The disturbing part of the situation is the conflicting stories from Turner and Benson.
On Monday Turner was quoted saying, "I think he should be ready to go." Benson seemed surprised when asked about Turner's comment.
"We kind of came to the conclusion that we were gong to practice this week and see how we feel at the end of the week and make a decision on Friday or Saturday," Benson said.
While Benson isn't afraid of playing through the pain, the 23-year-old is understandably concerned about the long-term future of his career.
"Soreness is OK, you're sore mostly throughout the entire season," Benson said. "But when it's still kind of loose or kind of shaky or not as tight as the other one is then you kind of wonder what's the best thing to be doing."
There are two schools of thought on the subject. Is Benson only worried about his future, which already cost him a preseason, or is it a case of being smart and not rushing back from a knee injury that could turn serious with one hit?
Despite the great season Jones has put together, Benson will challenge for the starting job next season. A torn up knee would change those plans.
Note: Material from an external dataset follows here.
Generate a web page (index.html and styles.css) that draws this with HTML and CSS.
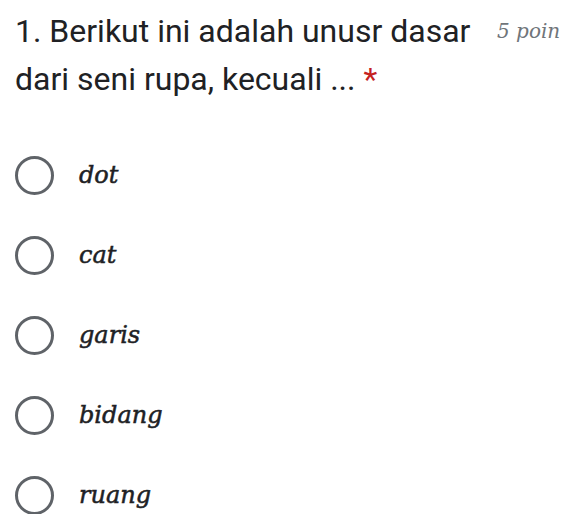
FILE: index.html
```html
<!DOCTYPE html>
<html>
<head>
<meta charset="utf-8">
<link rel="stylesheet" href="styles.css">
</head>
<body>
<div class="page">
  <div class="header">
    <div class="title">1. Berikut ini adalah unusr dasar dari seni rupa, kecuali ... <span class="req">*</span></div>
    <div class="points">5 poin</div>
  </div>
  <div class="options">
    <div class="option"><span class="radio"></span><span class="label">dot</span></div>
    <div class="option"><span class="radio"></span><span class="label">cat</span></div>
    <div class="option"><span class="radio"></span><span class="label">garis</span></div>
    <div class="option"><span class="radio"></span><span class="label">bidang</span></div>
    <div class="option"><span class="radio"></span><span class="label">ruang</span></div>
  </div>
</div>
</body>
</html>
```
FILE: styles.css
```css
html, body {
  margin: 0;
  padding: 0;
  background: #ffffff;
}
.page {
  width: 576px;
  height: 514px;
  overflow: hidden;
  padding: 7px 0 0 15px;
  box-sizing: border-box;
}
.header {
  display: flex;
  align-items: flex-start;
}
.title {
  width: 476px;
  flex: none;
  font-family: Roboto, "Liberation Sans", sans-serif;
  font-size: 32px;
  font-weight: 400;
  line-height: 48px;
  color: #202124;
}
.req {
  color: #c5221f;
}
.points {
  margin-left: 6px;
  font-family: "DejaVu Serif", serif;
  font-style: italic;
  font-size: 20px;
  line-height: 48px;
  color: #70757a;
  white-space: nowrap;
}
.options {
  margin-top: 53px;
  display: flex;
  flex-direction: column;
  gap: 42px;
}
.option {
  display: flex;
  align-items: center;
  height: 38px;
}
.radio {
  width: 33px;
  height: 33px;
  border: 3px solid #5f6368;
  border-radius: 50%;
  flex: none;
}
.label {
  margin-left: 25px;
  font-family: "DejaVu Serif", serif;
  font-style: italic;
  font-size: 24px;
  color: #202124;
  -webkit-text-stroke: 0.5px #202124;
}
```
The play in which Benson was injured looked gruesome and it was surprising he came away with just a sprain. His durability at Texas appealed to the Bears and was a factor in taking him with the fourth overall pick. The organization made a major commitment to Benson and has a vested interest in him staying on the sideline if he's not 100 percent.
"Cedric is a valuable part of what we're going to do around here for many years and we'll never put him at risk," Smith said.
It might be a different story if a playoff spot were on the line and Jones couldn't play. Since it's not, the smart thing to do is protect a multimillion-dollar investment.